● **Exercise prompt**
Copy the lines of the data below exactly, starting at the first and stopping after the line that contains "Mic, Box, UserRound"; include no pictures.
begin
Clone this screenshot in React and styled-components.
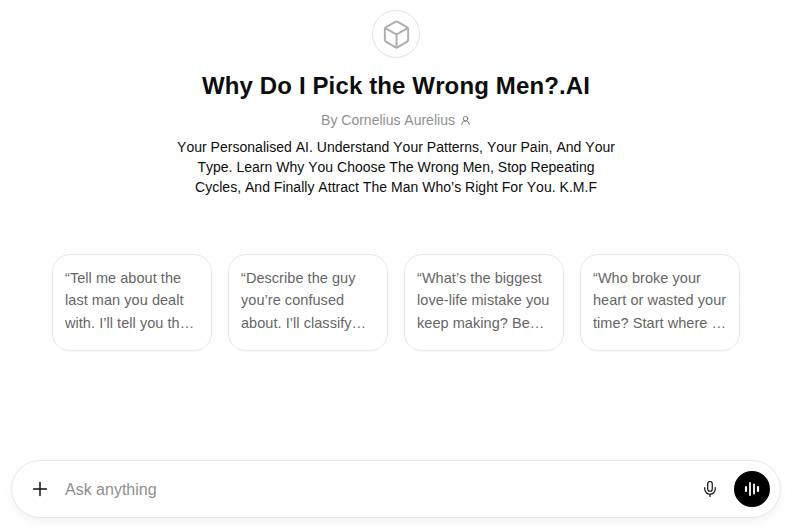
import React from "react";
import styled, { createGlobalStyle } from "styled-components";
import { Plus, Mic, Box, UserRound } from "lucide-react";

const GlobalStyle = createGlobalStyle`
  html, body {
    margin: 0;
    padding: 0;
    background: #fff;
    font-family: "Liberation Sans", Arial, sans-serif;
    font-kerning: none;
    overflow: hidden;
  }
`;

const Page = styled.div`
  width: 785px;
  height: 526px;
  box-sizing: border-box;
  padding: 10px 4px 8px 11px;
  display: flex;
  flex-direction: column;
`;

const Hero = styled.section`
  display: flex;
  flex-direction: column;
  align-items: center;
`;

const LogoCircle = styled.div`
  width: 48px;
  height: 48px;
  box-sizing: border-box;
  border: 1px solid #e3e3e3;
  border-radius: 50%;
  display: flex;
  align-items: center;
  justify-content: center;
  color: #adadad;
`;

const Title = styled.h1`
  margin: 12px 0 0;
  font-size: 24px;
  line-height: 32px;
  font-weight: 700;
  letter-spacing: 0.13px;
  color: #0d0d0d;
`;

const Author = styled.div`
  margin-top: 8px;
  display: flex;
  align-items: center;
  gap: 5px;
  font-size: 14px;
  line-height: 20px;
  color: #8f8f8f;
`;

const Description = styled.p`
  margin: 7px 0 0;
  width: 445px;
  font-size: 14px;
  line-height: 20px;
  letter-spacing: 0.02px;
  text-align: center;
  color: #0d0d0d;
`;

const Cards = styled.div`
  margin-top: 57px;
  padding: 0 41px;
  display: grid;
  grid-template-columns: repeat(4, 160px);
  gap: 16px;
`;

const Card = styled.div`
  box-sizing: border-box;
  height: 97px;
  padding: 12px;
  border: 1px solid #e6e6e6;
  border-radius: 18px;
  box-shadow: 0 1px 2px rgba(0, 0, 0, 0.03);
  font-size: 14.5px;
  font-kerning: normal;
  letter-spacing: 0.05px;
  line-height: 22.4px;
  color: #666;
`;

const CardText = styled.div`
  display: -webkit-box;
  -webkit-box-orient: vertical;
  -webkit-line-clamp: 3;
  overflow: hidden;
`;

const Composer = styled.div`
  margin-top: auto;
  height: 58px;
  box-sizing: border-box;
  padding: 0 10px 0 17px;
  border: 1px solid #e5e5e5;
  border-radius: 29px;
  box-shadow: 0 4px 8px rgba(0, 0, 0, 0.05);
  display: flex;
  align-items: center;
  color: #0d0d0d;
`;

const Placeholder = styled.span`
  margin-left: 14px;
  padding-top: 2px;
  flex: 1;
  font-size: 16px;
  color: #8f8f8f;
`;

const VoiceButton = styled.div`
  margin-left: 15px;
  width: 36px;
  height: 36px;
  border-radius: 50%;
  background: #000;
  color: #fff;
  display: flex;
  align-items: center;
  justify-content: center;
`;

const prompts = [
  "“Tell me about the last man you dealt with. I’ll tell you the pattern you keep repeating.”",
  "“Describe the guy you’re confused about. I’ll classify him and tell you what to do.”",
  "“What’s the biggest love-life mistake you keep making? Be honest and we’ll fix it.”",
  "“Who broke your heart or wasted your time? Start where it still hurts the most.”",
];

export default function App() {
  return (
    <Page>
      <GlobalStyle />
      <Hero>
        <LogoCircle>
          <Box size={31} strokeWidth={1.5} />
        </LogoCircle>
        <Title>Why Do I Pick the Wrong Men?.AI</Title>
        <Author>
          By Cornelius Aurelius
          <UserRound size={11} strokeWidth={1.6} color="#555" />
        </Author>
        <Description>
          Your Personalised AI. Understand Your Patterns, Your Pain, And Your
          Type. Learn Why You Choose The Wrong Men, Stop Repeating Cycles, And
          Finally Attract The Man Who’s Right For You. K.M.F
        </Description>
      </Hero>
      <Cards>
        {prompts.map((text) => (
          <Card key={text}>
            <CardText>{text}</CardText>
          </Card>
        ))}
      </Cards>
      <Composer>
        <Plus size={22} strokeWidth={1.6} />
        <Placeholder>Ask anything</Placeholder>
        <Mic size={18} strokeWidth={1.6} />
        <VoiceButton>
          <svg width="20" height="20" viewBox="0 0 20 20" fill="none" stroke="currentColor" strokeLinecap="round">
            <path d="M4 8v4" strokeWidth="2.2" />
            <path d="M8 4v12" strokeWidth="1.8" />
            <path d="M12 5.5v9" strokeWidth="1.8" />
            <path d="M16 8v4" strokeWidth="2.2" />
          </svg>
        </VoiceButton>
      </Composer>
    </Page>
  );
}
end
● **Task solution**
Clone this screenshot in React and styled-components.
import React from "react";
import styled, { createGlobalStyle } from "styled-components";
import { Plus, Mic, Box, UserRound } from "lucide-react";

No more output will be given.